» EXERCISE PROMPT:
Could you write out the records below exactly as they appear, leaving out any pictures?

## begin

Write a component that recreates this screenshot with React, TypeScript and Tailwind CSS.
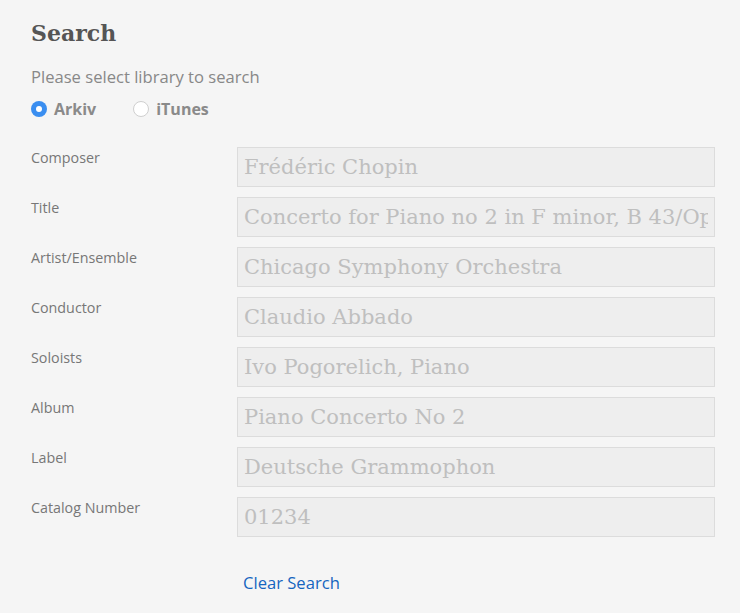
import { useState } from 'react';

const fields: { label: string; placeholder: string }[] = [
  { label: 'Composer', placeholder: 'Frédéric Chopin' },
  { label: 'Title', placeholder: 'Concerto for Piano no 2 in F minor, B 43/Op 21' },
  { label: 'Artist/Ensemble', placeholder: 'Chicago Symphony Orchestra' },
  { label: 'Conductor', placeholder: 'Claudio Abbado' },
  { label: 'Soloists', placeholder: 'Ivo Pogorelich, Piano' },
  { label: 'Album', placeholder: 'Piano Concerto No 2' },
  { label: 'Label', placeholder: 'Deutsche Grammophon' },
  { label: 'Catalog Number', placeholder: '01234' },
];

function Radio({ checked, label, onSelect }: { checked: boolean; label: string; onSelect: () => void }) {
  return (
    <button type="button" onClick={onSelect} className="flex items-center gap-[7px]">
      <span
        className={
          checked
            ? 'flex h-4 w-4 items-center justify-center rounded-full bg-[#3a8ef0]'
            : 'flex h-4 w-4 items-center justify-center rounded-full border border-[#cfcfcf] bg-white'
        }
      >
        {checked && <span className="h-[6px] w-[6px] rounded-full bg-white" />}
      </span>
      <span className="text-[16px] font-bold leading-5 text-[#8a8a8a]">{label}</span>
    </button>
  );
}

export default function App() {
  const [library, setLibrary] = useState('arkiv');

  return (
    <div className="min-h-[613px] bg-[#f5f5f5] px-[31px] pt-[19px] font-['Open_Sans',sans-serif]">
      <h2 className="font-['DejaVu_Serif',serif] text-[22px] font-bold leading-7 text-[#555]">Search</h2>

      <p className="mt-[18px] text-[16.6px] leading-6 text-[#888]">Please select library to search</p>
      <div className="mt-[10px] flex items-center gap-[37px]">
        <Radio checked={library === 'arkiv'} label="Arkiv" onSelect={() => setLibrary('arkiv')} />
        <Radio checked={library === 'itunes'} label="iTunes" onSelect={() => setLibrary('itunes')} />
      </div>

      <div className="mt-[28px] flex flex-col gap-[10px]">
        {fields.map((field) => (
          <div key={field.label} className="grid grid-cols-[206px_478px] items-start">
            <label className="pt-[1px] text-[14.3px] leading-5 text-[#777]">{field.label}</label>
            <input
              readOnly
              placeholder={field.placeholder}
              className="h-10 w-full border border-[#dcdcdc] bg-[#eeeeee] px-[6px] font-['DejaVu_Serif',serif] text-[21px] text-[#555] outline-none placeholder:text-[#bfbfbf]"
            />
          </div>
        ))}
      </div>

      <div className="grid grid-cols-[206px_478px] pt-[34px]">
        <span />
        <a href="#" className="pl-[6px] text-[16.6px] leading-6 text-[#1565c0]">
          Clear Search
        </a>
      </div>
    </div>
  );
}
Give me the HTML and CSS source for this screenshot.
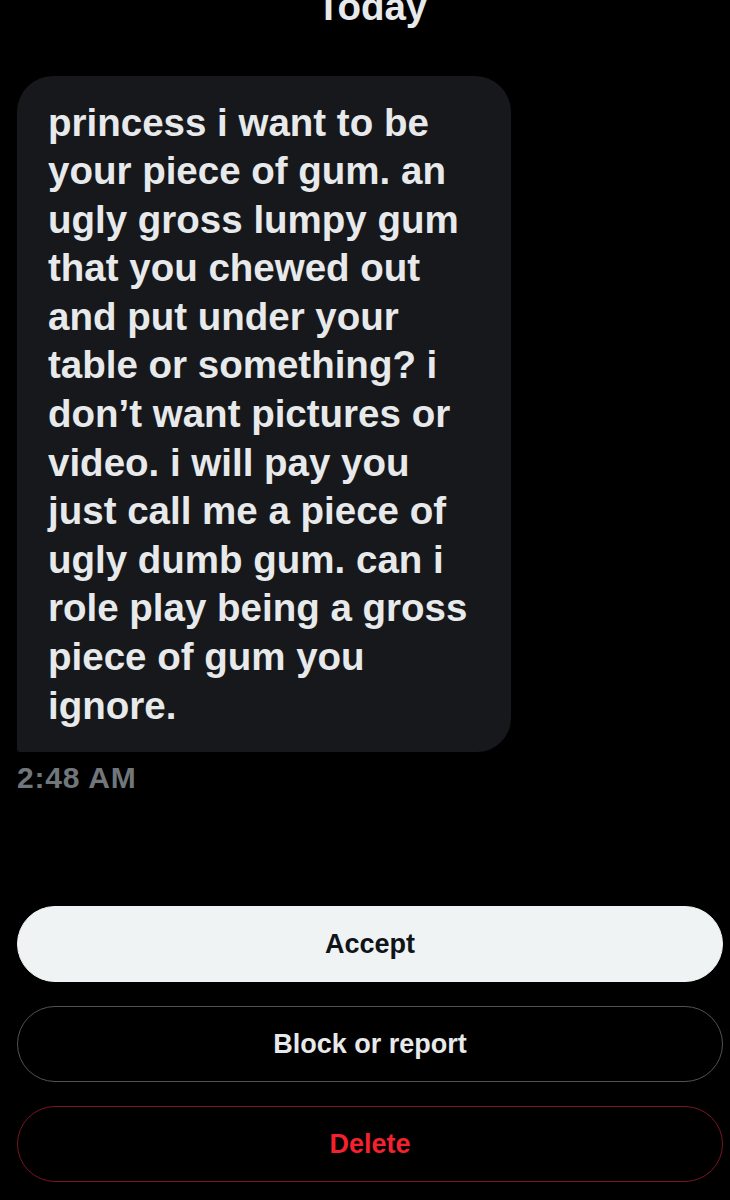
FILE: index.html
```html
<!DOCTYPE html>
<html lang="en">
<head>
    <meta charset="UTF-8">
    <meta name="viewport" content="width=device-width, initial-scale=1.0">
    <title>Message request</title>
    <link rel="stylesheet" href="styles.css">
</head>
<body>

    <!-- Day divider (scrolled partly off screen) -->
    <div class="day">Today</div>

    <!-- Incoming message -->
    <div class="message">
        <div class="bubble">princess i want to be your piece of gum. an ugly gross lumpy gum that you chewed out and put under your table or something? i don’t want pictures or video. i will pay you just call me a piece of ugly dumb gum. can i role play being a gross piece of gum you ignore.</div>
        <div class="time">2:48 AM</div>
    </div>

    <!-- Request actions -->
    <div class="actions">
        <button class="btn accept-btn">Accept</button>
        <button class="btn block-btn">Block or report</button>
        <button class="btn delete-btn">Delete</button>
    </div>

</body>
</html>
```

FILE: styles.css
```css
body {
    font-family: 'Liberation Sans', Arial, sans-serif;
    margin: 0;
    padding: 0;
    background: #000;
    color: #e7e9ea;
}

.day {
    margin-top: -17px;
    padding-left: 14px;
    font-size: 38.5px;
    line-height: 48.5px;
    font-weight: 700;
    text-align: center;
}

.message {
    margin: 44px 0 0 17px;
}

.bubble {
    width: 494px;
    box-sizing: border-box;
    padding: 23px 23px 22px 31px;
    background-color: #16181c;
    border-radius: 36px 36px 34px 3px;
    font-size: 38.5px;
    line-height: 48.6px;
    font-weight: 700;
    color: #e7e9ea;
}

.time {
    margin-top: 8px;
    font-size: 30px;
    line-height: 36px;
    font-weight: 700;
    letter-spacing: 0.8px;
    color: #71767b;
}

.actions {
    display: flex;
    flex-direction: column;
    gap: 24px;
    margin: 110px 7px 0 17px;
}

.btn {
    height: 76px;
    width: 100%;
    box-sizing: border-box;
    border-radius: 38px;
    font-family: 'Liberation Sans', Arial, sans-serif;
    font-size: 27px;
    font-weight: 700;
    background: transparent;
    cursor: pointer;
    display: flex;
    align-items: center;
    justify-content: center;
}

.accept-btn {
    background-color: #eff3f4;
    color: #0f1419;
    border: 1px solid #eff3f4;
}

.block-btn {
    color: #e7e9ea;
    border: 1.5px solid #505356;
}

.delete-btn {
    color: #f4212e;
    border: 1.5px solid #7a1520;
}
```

## end

» THE SOLUTION:
Write a component that recreates this screenshot with React, TypeScript and Tailwind CSS.
import { useState } from 'react';

const fields: { label: string; placeholder: string }[] = [
  { label: 'Composer', placeholder: 'Frédéric Chopin' },
  { label: 'Title', placeholder: 'Concerto for Piano no 2 in F minor, B 43/Op 21' },
  { label: 'Artist/Ensemble', placeholder: 'Chicago Symphony Orchestra' },
  { label: 'Conductor', placeholder: 'Claudio Abbado' },
  { label: 'Soloists', placeholder: 'Ivo Pogorelich, Piano' },
  { label: 'Album', placeholder: 'Piano Concerto No 2' },
  { label: 'Label', placeholder: 'Deutsche Grammophon' },
  { label: 'Catalog Number', placeholder: '01234' },
];

function Radio({ checked, label, onSelect }: { checked: boolean; label: string; onSelect: () => void }) {
  return (
    <button type="button" onClick={onSelect} className="flex items-center gap-[7px]">
      <span
        className={
          checked
            ? 'flex h-4 w-4 items-center justify-center rounded-full bg-[#3a8ef0]'
            : 'flex h-4 w-4 items-center justify-center rounded-full border border-[#cfcfcf] bg-white'
        }
      >
        {checked && <span className="h-[6px] w-[6px] rounded-full bg-white" />}
      </span>
      <span className="text-[16px] font-bold leading-5 text-[#8a8a8a]">{label}</span>
    </button>
  );
}

export default function App() {
  const [library, setLibrary] = useState('arkiv');

  return (
    <div className="min-h-[613px] bg-[#f5f5f5] px-[31px] pt-[19px] font-['Open_Sans',sans-serif]">
      <h2 className="font-['DejaVu_Serif',serif] text-[22px] font-bold leading-7 text-[#555]">Search</h2>

      <p className="mt-[18px] text-[16.6px] leading-6 text-[#888]">Please select library to search</p>
      <div className="mt-[10px] flex items-center gap-[37px]">
        <Radio checked={library === 'arkiv'} label="Arkiv" onSelect={() => setLibrary('arkiv')} />
        <Radio checked={library === 'itunes'} label="iTunes" onSelect={() => setLibrary('itunes')} />
      </div>

      <div className="mt-[28px] flex flex-col gap-[10px]">
        {fields.map((field) => (
          <div key={field.label} className="grid grid-cols-[206px_478px] items-start">
            <label className="pt-[1px] text-[14.3px] leading-5 text-[#777]">{field.label}</label>
            <input
              readOnly
              placeholder={field.placeholder}
              className="h-10 w-full border border-[#dcdcdc] bg-[#eeeeee] px-[6px] font-['DejaVu_Serif',serif] text-[21px] text-[#555] outline-none placeholder:text-[#bfbfbf]"
            />
          </div>
        ))}
      </div>

      <div className="grid grid-cols-[206px_478px] pt-[34px]">
        <span />
        <a href="#" className="pl-[6px] text-[16.6px] leading-6 text-[#1565c0]">
          Clear Search
        </a>
      </div>
    </div>
  );
}
Give me the HTML and CSS source for this screenshot.
FILE: index.html
```html
<!DOCTYPE html>
<html lang="en">
<head>
    <meta charset="UTF-8">
    <meta name="viewport" content="width=device-width, initial-scale=1.0">
    <title>Message request</title>
    <link rel="stylesheet" href="styles.css">
</head>
<body>

    <!-- Day divider (scrolled partly off screen) -->
    <div class="day">Today</div>

    <!-- Incoming message -->
    <div class="message">
        <div class="bubble">princess i want to be your piece of gum. an ugly gross lumpy gum that you chewed out and put under your table or something? i don’t want pictures or video. i will pay you just call me a piece of ugly dumb gum. can i role play being a gross piece of gum you ignore.</div>
        <div class="time">2:48 AM</div>
    </div>

    <!-- Request actions -->
    <div class="actions">
        <button class="btn accept-btn">Accept</button>
        <button class="btn block-btn">Block or report</button>
        <button class="btn delete-btn">Delete</button>
    </div>

</body>
</html>
```

FILE: styles.css
```css
body {
    font-family: 'Liberation Sans', Arial, sans-serif;
    margin: 0;
    padding: 0;
    background: #000;
    color: #e7e9ea;
}

.day {
    margin-top: -17px;
    padding-left: 14px;
    font-size: 38.5px;
    line-height: 48.5px;
    font-weight: 700;
    text-align: center;
}

.message {
    margin: 44px 0 0 17px;
}

.bubble {
    width: 494px;
    box-sizing: border-box;
    padding: 23px 23px 22px 31px;
    background-color: #16181c;
    border-radius: 36px 36px 34px 3px;
    font-size: 38.5px;
    line-height: 48.6px;
    font-weight: 700;
    color: #e7e9ea;
}

.time {
    margin-top: 8px;
    font-size: 30px;
    line-height: 36px;
    font-weight: 700;
    letter-spacing: 0.8px;
    color: #71767b;
}

.actions {
    display: flex;
    flex-direction: column;
    gap: 24px;
    margin: 110px 7px 0 17px;
}

.btn {
    height: 76px;
    width: 100%;
    box-sizing: border-box;
    border-radius: 38px;
    font-family: 'Liberation Sans', Arial, sans-serif;
    font-size: 27px;
    font-weight: 700;
    background: transparent;
    cursor: pointer;
    display: flex;
    align-items: center;
    justify-content: center;
}

.accept-btn {
    background-color: #eff3f4;
    color: #0f1419;
    border: 1px solid #eff3f4;
}

.block-btn {
    color: #e7e9ea;
    border: 1.5px solid #505356;
}

.delete-btn {
    color: #f4212e;
    border: 1.5px solid #7a1520;
}
```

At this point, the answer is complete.